Unveiling the Complexity of Rotary Encoders

The device that converts the angular motion or position of an axle or shaft to a digital or analog code is called a rotary encoder. There are two main types of rotary encoders: incremental and absolute. The output of absolute encoders shows the current position of the shaft, which makes them angle transducers. The output of the incremental encoders on the other hand, provides information about the movement of the shaft, which is usually further processed elsewhere into information such as position, distance and speed.
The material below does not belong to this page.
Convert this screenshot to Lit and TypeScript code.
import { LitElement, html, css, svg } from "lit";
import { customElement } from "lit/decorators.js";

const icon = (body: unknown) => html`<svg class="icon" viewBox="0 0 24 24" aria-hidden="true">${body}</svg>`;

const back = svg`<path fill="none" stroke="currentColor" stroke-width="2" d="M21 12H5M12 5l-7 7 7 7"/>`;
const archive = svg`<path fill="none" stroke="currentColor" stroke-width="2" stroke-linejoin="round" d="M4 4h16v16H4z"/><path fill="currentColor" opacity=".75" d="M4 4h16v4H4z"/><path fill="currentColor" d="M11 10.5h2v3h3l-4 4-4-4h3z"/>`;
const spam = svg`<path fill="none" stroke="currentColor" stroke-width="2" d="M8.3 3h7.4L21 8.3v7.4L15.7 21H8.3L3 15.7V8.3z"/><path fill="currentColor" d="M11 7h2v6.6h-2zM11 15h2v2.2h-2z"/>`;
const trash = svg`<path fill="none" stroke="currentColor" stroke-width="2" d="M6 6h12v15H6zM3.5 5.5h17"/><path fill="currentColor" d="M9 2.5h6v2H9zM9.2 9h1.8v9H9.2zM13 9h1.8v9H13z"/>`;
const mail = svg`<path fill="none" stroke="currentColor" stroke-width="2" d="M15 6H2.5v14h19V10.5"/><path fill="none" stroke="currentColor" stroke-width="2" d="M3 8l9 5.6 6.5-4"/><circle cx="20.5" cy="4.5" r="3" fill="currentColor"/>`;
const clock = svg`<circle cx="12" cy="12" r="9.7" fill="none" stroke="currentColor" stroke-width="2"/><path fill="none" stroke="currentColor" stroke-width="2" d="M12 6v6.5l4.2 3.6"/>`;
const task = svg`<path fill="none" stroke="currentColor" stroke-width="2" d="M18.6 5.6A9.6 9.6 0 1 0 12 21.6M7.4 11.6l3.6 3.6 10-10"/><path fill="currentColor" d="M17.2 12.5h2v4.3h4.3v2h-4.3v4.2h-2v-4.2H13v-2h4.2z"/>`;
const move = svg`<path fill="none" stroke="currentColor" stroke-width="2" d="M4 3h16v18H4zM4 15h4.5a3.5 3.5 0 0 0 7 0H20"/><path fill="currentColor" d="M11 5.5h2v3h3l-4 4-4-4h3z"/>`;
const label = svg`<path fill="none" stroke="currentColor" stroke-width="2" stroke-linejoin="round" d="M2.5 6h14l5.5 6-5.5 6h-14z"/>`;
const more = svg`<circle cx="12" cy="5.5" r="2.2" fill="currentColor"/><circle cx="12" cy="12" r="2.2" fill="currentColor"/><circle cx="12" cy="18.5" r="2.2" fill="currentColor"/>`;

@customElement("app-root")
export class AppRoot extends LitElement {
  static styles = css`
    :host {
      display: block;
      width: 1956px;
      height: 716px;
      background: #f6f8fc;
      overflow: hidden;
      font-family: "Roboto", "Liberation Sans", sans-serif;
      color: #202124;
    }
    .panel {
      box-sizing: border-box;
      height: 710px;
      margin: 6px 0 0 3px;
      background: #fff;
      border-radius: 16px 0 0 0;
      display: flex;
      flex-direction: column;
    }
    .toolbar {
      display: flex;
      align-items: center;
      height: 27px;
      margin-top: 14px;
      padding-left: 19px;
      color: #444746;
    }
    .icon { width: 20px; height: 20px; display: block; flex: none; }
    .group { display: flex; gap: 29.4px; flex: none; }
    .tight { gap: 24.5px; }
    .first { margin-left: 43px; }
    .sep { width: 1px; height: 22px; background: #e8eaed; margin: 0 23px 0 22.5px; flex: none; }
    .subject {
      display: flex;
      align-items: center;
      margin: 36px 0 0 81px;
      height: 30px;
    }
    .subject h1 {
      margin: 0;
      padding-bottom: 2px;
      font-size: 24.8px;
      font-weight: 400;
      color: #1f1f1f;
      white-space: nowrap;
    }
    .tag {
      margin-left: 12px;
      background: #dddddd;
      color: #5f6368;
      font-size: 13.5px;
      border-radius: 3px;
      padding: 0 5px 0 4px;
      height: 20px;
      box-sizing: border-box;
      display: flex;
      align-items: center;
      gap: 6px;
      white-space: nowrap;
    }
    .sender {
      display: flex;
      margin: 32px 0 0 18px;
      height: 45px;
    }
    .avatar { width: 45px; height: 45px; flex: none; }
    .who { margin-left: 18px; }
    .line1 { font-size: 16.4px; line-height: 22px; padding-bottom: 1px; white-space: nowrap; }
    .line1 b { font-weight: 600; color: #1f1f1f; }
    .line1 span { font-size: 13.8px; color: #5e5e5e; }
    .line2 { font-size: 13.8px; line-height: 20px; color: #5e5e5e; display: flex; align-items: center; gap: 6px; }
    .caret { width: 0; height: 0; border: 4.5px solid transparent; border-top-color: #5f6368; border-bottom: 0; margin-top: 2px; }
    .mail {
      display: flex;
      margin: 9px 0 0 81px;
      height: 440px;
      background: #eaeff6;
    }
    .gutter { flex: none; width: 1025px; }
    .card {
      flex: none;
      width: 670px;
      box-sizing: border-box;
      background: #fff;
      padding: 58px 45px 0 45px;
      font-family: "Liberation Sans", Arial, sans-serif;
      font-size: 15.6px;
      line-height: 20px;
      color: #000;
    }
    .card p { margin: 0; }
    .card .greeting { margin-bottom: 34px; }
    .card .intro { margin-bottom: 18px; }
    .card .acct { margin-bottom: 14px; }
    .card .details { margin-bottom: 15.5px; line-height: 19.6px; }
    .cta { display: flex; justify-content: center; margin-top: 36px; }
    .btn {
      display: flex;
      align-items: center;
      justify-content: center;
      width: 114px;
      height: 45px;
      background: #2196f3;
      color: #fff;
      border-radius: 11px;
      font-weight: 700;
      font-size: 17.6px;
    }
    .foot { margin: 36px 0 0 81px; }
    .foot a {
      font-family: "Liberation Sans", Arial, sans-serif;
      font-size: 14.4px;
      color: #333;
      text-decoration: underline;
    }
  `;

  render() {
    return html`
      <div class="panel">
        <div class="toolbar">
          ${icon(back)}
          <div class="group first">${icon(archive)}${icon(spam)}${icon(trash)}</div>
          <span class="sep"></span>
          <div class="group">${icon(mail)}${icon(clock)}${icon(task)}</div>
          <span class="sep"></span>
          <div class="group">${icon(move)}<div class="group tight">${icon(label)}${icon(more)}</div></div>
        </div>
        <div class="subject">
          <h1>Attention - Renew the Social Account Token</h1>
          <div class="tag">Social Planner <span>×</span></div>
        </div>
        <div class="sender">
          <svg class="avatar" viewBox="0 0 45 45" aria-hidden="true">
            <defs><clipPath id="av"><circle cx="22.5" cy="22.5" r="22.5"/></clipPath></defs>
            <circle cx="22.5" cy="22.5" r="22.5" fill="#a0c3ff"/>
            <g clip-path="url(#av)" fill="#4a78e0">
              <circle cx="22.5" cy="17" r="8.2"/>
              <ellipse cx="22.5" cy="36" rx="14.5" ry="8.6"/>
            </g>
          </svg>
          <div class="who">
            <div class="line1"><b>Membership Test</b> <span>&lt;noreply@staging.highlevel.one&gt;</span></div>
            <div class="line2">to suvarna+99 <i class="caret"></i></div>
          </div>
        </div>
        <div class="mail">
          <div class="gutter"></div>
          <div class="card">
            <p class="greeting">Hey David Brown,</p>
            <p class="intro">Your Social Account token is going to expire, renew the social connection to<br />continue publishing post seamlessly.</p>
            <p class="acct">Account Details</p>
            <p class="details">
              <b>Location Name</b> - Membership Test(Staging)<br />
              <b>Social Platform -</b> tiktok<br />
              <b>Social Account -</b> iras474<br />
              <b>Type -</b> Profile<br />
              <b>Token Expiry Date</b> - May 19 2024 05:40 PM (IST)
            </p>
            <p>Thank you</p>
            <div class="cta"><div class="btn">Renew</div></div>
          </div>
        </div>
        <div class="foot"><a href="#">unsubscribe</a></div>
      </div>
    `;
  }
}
Rotary encoders are used in many applications which require very precise shaft unlimited rotation – including robotics, industrial controls, computer input devices, controlled stress rheometers, special purpose photographic lenses and rotating radar platforms. There are 4 types of encoder technologies: optical, conductive, on-axis magnetic and off-axis magnetic.

Rotary Encoders

Optical Encoder Technology

The optical encoder technology uses the light which shines into a photodiode through slits in a glass or metal disc. Reflective versions are also available on the market. The optical encoder technology is one of the more commonly used encoder technologies, and they’re very sensitive to dust.
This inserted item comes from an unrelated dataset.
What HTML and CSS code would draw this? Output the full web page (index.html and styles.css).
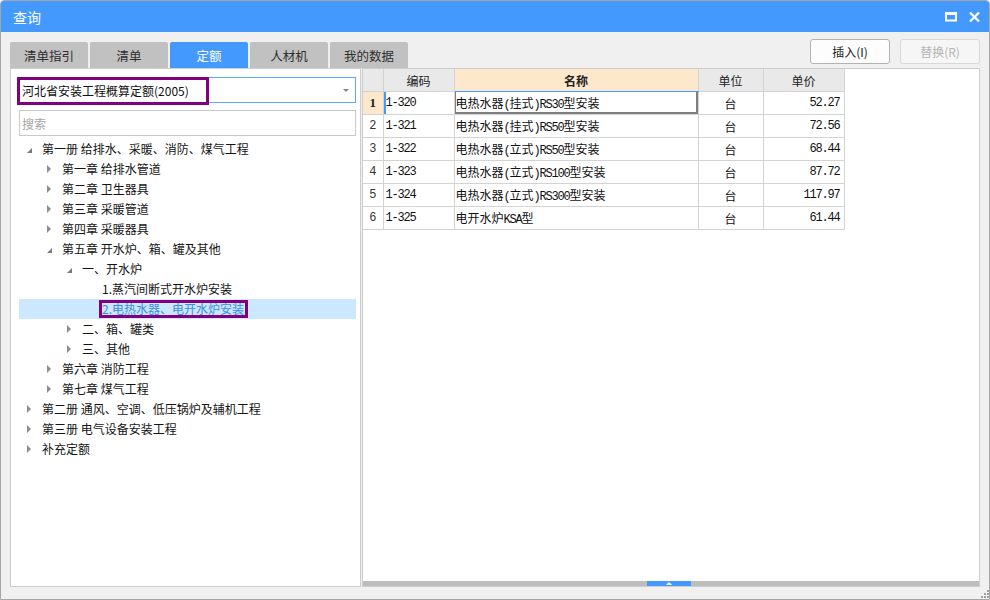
FILE: index.html
```html
<!DOCTYPE html>
<html lang="zh-CN">
<head>
<meta charset="utf-8">
<title>查询</title>
<link rel="stylesheet" href="styles.css">
</head>
<body>
<div class="window">
  <div class="titlebar">
    <span class="title">查询</span>
    <div class="wbtns">
      <svg class="ico-max" width="12" height="10" viewBox="0 0 12 10"><rect x="1" y="1.5" width="10" height="7" fill="none" stroke="#fff" stroke-width="2"/><rect x="0" y="0" width="12" height="3" fill="#fff"/></svg>
      <svg class="ico-close" width="11" height="10" viewBox="0 0 11 10"><path d="M1 0.5 L10 9.5 M10 0.5 L1 9.5" stroke="#fff" stroke-width="2.2" fill="none"/></svg>
    </div>
  </div>

  <div class="toolbar">
    <div class="tabs">
      <div class="tab">清单指引</div>
      <div class="tab">清单</div>
      <div class="tab active">定额</div>
      <div class="tab">人材机</div>
      <div class="tab">我的数据</div>
    </div>
    <div class="actions">
      <button class="btn">插入(I)</button>
      <button class="btn disabled">替换(R)</button>
    </div>
  </div>

  <div class="panels">
    <div class="left">
      <div class="combo">
        <span class="combo-text">河北省安装工程概算定额(2005)</span>
        <span class="combo-arrow"></span>
      </div>
      <div class="search">搜索</div>
      <div class="tree">
        <div class="node l0"><span class="tw exp"></span><span class="tx">第一册 给排水、采暖、消防、煤气工程</span></div>
        <div class="node l1"><span class="tw col"></span><span class="tx">第一章 给排水管道</span></div>
        <div class="node l1"><span class="tw col"></span><span class="tx">第二章 卫生器具</span></div>
        <div class="node l1"><span class="tw col"></span><span class="tx">第三章 采暖管道</span></div>
        <div class="node l1"><span class="tw col"></span><span class="tx">第四章 采暖器具</span></div>
        <div class="node l1"><span class="tw exp"></span><span class="tx">第五章 开水炉、箱、罐及其他</span></div>
        <div class="node l2"><span class="tw exp"></span><span class="tx">一、开水炉</span></div>
        <div class="node l3"><span class="tw"></span><span class="tx">1.蒸汽间断式开水炉安装</span></div>
        <div class="node l3 sel"><span class="tw"></span><span class="tx mark">2.电热水器、电开水炉安装</span></div>
        <div class="node l2"><span class="tw col"></span><span class="tx">二、箱、罐类</span></div>
        <div class="node l2"><span class="tw col"></span><span class="tx">三、其他</span></div>
        <div class="node l1"><span class="tw col"></span><span class="tx">第六章 消防工程</span></div>
        <div class="node l1"><span class="tw col"></span><span class="tx">第七章 煤气工程</span></div>
        <div class="node l0"><span class="tw col"></span><span class="tx">第二册 通风、空调、低压锅炉及辅机工程</span></div>
        <div class="node l0"><span class="tw col"></span><span class="tx">第三册 电气设备安装工程</span></div>
        <div class="node l0"><span class="tw col"></span><span class="tx">补充定额</span></div>
      </div>
    </div>

    <div class="right">
      <div class="grid-area">
        <table class="grid">
          <colgroup>
            <col class="c-no"><col class="c-code"><col class="c-name"><col class="c-unit"><col class="c-price">
          </colgroup>
          <thead>
            <tr><th></th><th>编码</th><th class="hl">名称</th><th>单位</th><th>单价</th></tr>
          </thead>
          <tbody>
            <tr class="cur"><td class="no">1</td><td class="code">1-320</td><td class="name">电热水器<span class="m">(</span>挂式<span class="m">)RS30</span>型安装</td><td class="unit">台</td><td class="price">52.27</td></tr>
            <tr><td class="no">2</td><td class="code">1-321</td><td class="name">电热水器<span class="m">(</span>挂式<span class="m">)RS50</span>型安装</td><td class="unit">台</td><td class="price">72.56</td></tr>
            <tr><td class="no">3</td><td class="code">1-322</td><td class="name">电热水器<span class="m">(</span>立式<span class="m">)RS50</span>型安装</td><td class="unit">台</td><td class="price">68.44</td></tr>
            <tr><td class="no">4</td><td class="code">1-323</td><td class="name">电热水器<span class="m">(</span>立式<span class="m">)RS100</span>型安装</td><td class="unit">台</td><td class="price">87.72</td></tr>
            <tr><td class="no">5</td><td class="code">1-324</td><td class="name">电热水器<span class="m">(</span>立式<span class="m">)RS300</span>型安装</td><td class="unit">台</td><td class="price">117.97</td></tr>
            <tr><td class="no">6</td><td class="code">1-325</td><td class="name">电开水炉<span class="m">KSA</span>型</td><td class="unit">台</td><td class="price">61.44</td></tr>
          </tbody>
        </table>
      </div>
      <div class="hscroll"><div class="thumb"><span class="thumb-arrow"></span></div></div>
    </div>
  </div>

  <div class="footer">
    <svg class="grip" width="8" height="8" viewBox="0 0 8 8"><g fill="#a0a0a0"><rect x="6" y="0" width="2" height="2"/><rect x="3" y="3" width="2" height="2"/><rect x="6" y="3" width="2" height="2"/><rect x="0" y="6" width="2" height="2"/><rect x="3" y="6" width="2" height="2"/><rect x="6" y="6" width="2" height="2"/></g></svg>
  </div>
</div>
</body>
</html>
```

FILE: styles.css
```css
html, body {
  margin: 0;
  padding: 0;
  background: #ffffff;
}

.window {
  width: 990px;
  height: 600px;
  box-sizing: border-box;
  border: 1px solid #a6a6a6;
  border-radius: 4px 4px 0 0;
  background: #f0f0f0;
  display: flex;
  flex-direction: column;
  overflow: hidden;
  font-family: "Noto Sans CJK SC", "Noto Sans", sans-serif;
  font-size: 12px;
  color: #1e1e1e;
}

/* title bar */
.titlebar {
  height: 31px;
  flex: none;
  background: #4499ff;
  display: flex;
  align-items: center;
  justify-content: space-between;
  padding: 0 9px 0 12px;
  color: #ffffff;
}

.title {
  font-size: 14px;
  line-height: 16px;
  margin-top: 1px;
}

.wbtns {
  display: flex;
  align-items: center;
  gap: 12px;
  margin-top: 1px;
}

/* toolbar */
.toolbar {
  height: 36px;
  flex: none;
  display: flex;
  justify-content: space-between;
  padding: 0 9px;
}

.tabs {
  display: flex;
  gap: 2px;
  align-self: flex-end;
}

.tab {
  width: 78px;
  height: 26px;
  display: flex;
  align-items: center;
  justify-content: center;
  background: #c1c1c1;
  border-radius: 2px 2px 0 0;
  color: #2e2e2e;
  font-size: 12.5px;
}

.tab.active {
  background: #4499ff;
  color: #ffffff;
}

.actions {
  display: flex;
  gap: 10px;
  margin-top: 7px;
  align-self: flex-start;
}

.btn {
  width: 80px;
  height: 25px;
  box-sizing: border-box;
  border: 1px solid #b3b3b3;
  border-radius: 3px;
  background: #fdfdfd;
  font-family: "Noto Sans CJK SC", "Noto Sans", sans-serif;
  font-size: 12px;
  color: #222222;
  padding: 0;
}

.btn.disabled {
  border-color: #d9d9d9;
  background: #f6f6f6;
  color: #b5b5b5;
}

/* panels */
.panels {
  height: 519px;
  flex: none;
  display: flex;
  gap: 1px;
  padding: 0 9px;
}

.left {
  width: 351px;
  flex: none;
  box-sizing: border-box;
  border: 1px solid #cdcdcd;
  background: #ffffff;
  padding: 8px 4px 0 7px;
}

.combo {
  height: 26px;
  box-sizing: border-box;
  border: 1px solid #5fa8f5;
  display: flex;
  align-items: center;
}

.combo-text {
  width: 192px;
  height: 28px;
  box-sizing: border-box;
  border: 3px solid #800080;
  margin-left: -2px;
  margin-top: 1px;
  padding-left: 2px;
  display: flex;
  align-items: center;
  color: #111111;
  font-size: 12px;
}

.combo-arrow {
  margin-left: auto;
  margin-right: 6px;
  width: 0;
  height: 0;
  border-left: 3px solid transparent;
  border-right: 3px solid transparent;
  border-top: 3px solid #888888;
}

.search {
  height: 26px;
  box-sizing: border-box;
  border: 1px solid #c9c9c9;
  margin: 7px 0 0 1px;
  padding-left: 2px;
  display: flex;
  align-items: center;
  color: #a6a6a6;
}

.tree {
  margin: 3px 0 0 1px;
}

.node {
  height: 20px;
  display: flex;
  align-items: center;
  white-space: nowrap;
}

.l0 { padding-left: 0; }
.l1 { padding-left: 20px; }
.l2 { padding-left: 40px; }
.l3 { padding-left: 60px; }

.tw {
  width: 23px;
  height: 20px;
  flex: none;
  display: flex;
  align-items: center;
}

.tw.exp::before {
  content: "";
  margin-left: 8px;
  margin-top: 3px;
  width: 0;
  height: 0;
  border-left: 5px solid transparent;
  border-bottom: 5px solid #7a7a7a;
}

.tw.col::before {
  content: "";
  margin-left: 8px;
  width: 0;
  height: 0;
  border-top: 4px solid transparent;
  border-bottom: 4px solid transparent;
  border-left: 4px solid #8c8c8c;
}

.tx {
  color: #141414;
  line-height: 20px;
}

.node.sel {
  background: #cce8ff;
}

.tx.mark {
  color: #3a8ceb;
  height: 18px;
  box-sizing: border-box;
  border: 3px solid #800080;
  margin-left: -3px;
  padding-right: 1px;
  line-height: 12px;
  display: flex;
  align-items: center;
}

/* right panel */
.right {
  flex: 1;
  box-sizing: border-box;
  border: 1px solid #cdcdcd;
  background: #ffffff;
  display: flex;
  flex-direction: column;
}

.grid-area {
  flex: 1;
}

.grid {
  border-collapse: collapse;
  table-layout: fixed;
  width: 481px;
}

.c-no { width: 20px; }
.c-code { width: 71px; }
.c-name { width: 244px; }
.c-unit { width: 65px; }
.c-price { width: 81px; }

.grid th,
.grid td {
  border: 1px solid #d3d3d3;
  height: 22px;
  padding: 0;
  white-space: nowrap;
  overflow: hidden;
}

.grid thead th {
  border-top: none;
  background: #e9e9e9;
  font-weight: normal;
  color: #222222;
  font-size: 12px;
  text-align: center;
}

.grid th:first-child,
.grid td:first-child {
  border-left: none;
}

.grid thead th.hl {
  background: #fde8cc;
  font-weight: bold;
  border-bottom: 1px solid #4499ff;
}

.grid td {
  color: #111111;
  font-size: 12px;
}

.grid td.no {
  text-align: center;
  font-family: "Liberation Mono", monospace;
  font-size: 12px;
  color: #333333;
}

.grid tr.cur td.no {
  background: #fde8cc;
  font-family: "Liberation Serif", serif;
  font-weight: bold;
  font-size: 13px;
  color: #222222;
}

.grid td.code {
  padding-left: 2px;
  font-family: "Liberation Mono", monospace;
  font-size: 12px;
  letter-spacing: -1.2px;
}

.grid tr.cur td.code {
  box-shadow: inset 2px 0 0 #4499ff;
}

.grid td.name {
  padding-left: 1px;
}

.grid tr.cur td.name {
  box-shadow: inset -2px -2px 0 #7f7f7f, inset 1px 0 0 #7f7f7f;
}

.m {
  font-family: "Liberation Mono", monospace;
  font-size: 12px;
  letter-spacing: -1.2px;
}

.grid td.unit {
  text-align: center;
}

.grid td.price {
  text-align: right;
  padding-right: 4px;
  font-family: "Liberation Mono", monospace;
  font-size: 12px;
  letter-spacing: -1.2px;
}

.hscroll {
  height: 5px;
  flex: none;
  background: #bdbdbd;
  display: flex;
  justify-content: center;
}

.thumb {
  width: 44px;
  height: 5px;
  background: #4499ff;
  display: flex;
  align-items: center;
  justify-content: center;
  margin-right: 4px;
}

.thumb-arrow {
  width: 0;
  height: 0;
  border-left: 3px solid transparent;
  border-right: 3px solid transparent;
  border-bottom: 3px solid #ffffff;
}

/* footer */
.footer {
  flex: 1;
  display: flex;
  justify-content: flex-end;
  align-items: flex-end;
  padding: 0 0 1px 0;
}

.grip {
  display: block;
}
```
Conductive Encoder Technology

This technology enforces a series of circumferential copper tracks which are etched onto a PCB to encode information. Contact brushes sense these conductive areas, which makes it the go-to option for user input in digital multimeters.

On-Axis Magnetic

This is a technology that typically uses specially magnetised 2 pole neodymium magnets. These magnets are the same size as the motor shaft, which typically requires a custom motor shaft to be used. The accuracy isn’t all that good and doesn’t allow many resolution options. It doesn’t typically offer Z or UVW pulse outputs due, and there’s a lot of jitter on the output due to the 2 pole magnets which cause internal interpolation.

Off-Axis Magnetic

The off-axis magnetic technology employs the use of rubber bonded ferrite magnets which are attached to a metal hub, which offers flexibility in low cost and design for custom applications. Thanks to this flexibility, many off-axis encoder chips can be programmed to accept any number of pole widths so the chip can be put in any position required for the application. This technology can operate in harsh environments where the optical technology fails to work.

To summarize, these technologies are used to track the position of the motor shaft on permanent magnet brushless motors that are very commonly used in robots, CNC machines and other industrial equipment. Incremental encoders are used on the induction type servomotors and absolute encoders are used on permanent magnet brushless motors.